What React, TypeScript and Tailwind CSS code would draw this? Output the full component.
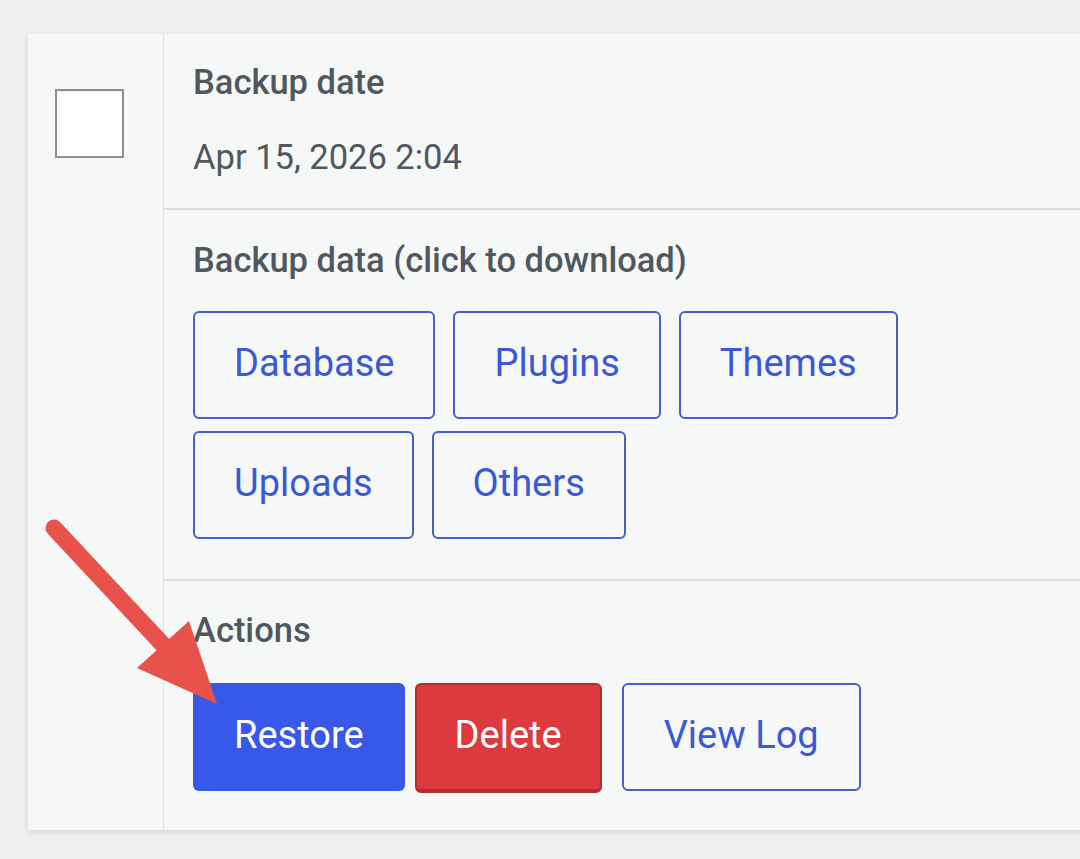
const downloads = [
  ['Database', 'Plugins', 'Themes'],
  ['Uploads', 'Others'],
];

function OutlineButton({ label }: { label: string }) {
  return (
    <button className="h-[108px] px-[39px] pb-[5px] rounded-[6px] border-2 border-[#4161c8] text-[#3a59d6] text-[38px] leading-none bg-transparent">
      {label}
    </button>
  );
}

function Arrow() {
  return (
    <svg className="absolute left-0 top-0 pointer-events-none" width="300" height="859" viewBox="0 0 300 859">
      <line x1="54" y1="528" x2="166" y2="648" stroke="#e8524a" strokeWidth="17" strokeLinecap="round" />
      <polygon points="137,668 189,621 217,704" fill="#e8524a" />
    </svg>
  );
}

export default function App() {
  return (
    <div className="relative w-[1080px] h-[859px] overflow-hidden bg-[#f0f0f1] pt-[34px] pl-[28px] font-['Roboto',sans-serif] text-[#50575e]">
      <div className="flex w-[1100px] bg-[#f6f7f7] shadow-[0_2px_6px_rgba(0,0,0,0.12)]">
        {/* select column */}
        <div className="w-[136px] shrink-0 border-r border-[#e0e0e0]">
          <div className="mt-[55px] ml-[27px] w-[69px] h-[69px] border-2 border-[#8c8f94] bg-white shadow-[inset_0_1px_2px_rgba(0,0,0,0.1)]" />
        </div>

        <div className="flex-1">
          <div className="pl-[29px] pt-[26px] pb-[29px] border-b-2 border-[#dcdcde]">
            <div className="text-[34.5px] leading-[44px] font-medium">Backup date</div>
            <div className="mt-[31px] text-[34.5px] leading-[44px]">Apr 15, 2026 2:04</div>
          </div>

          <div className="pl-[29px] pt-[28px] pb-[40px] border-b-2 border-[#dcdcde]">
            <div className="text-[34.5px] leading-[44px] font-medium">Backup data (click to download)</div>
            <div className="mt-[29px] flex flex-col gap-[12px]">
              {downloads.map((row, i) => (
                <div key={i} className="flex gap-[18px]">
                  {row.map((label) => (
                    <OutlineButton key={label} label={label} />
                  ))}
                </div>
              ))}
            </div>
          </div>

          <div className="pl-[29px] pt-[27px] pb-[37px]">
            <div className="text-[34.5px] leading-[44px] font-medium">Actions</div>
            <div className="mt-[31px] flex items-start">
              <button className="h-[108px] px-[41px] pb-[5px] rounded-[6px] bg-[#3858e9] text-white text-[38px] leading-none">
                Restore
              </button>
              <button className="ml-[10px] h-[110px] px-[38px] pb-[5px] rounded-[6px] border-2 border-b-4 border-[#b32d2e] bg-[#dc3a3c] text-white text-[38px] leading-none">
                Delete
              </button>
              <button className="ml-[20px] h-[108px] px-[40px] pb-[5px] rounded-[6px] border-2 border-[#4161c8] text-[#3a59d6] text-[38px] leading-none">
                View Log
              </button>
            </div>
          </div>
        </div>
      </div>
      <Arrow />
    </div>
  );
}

Exercise prompt:
The data should be printed again unchanged; leave its pictures out.

The reply:
What React, TypeScript and Tailwind CSS code would draw this? Output the full component.
const downloads = [
  ['Database', 'Plugins', 'Themes'],
  ['Uploads', 'Others'],
];

function OutlineButton({ label }: { label: string }) {
  return (
    <button className="h-[108px] px-[39px] pb-[5px] rounded-[6px] border-2 border-[#4161c8] text-[#3a59d6] text-[38px] leading-none bg-transparent">
      {label}
    </button>
  );
}

function Arrow() {
  return (
    <svg className="absolute left-0 top-0 pointer-events-none" width="300" height="859" viewBox="0 0 300 859">
      <line x1="54" y1="528" x2="166" y2="648" stroke="#e8524a" strokeWidth="17" strokeLinecap="round" />
      <polygon points="137,668 189,621 217,704" fill="#e8524a" />
    </svg>
  );
}

export default function App() {
  return (
    <div className="relative w-[1080px] h-[859px] overflow-hidden bg-[#f0f0f1] pt-[34px] pl-[28px] font-['Roboto',sans-serif] text-[#50575e]">
      <div className="flex w-[1100px] bg-[#f6f7f7] shadow-[0_2px_6px_rgba(0,0,0,0.12)]">
        {/* select column */}
        <div className="w-[136px] shrink-0 border-r border-[#e0e0e0]">
          <div className="mt-[55px] ml-[27px] w-[69px] h-[69px] border-2 border-[#8c8f94] bg-white shadow-[inset_0_1px_2px_rgba(0,0,0,0.1)]" />
        </div>

        <div className="flex-1">
          <div className="pl-[29px] pt-[26px] pb-[29px] border-b-2 border-[#dcdcde]">
            <div className="text-[34.5px] leading-[44px] font-medium">Backup date</div>
            <div className="mt-[31px] text-[34.5px] leading-[44px]">Apr 15, 2026 2:04</div>
          </div>

          <div className="pl-[29px] pt-[28px] pb-[40px] border-b-2 border-[#dcdcde]">
            <div className="text-[34.5px] leading-[44px] font-medium">Backup data (click to download)</div>
            <div className="mt-[29px] flex flex-col gap-[12px]">
              {downloads.map((row, i) => (
                <div key={i} className="flex gap-[18px]">
                  {row.map((label) => (
                    <OutlineButton key={label} label={label} />
                  ))}
                </div>
              ))}
            </div>
          </div>

          <div className="pl-[29px] pt-[27px] pb-[37px]">
            <div className="text-[34.5px] leading-[44px] font-medium">Actions</div>
            <div className="mt-[31px] flex items-start">
              <button className="h-[108px] px-[41px] pb-[5px] rounded-[6px] bg-[#3858e9] text-white text-[38px] leading-none">
                Restore
              </button>
              <button className="ml-[10px] h-[110px] px-[38px] pb-[5px] rounded-[6px] border-2 border-b-4 border-[#b32d2e] bg-[#dc3a3c] text-white text-[38px] leading-none">
                Delete
              </button>
              <button className="ml-[20px] h-[108px] px-[40px] pb-[5px] rounded-[6px] border-2 border-[#4161c8] text-[#3a59d6] text-[38px] leading-none">
                View Log
              </button>
            </div>
          </div>
        </div>
      </div>
      <Arrow />
    </div>
  );
}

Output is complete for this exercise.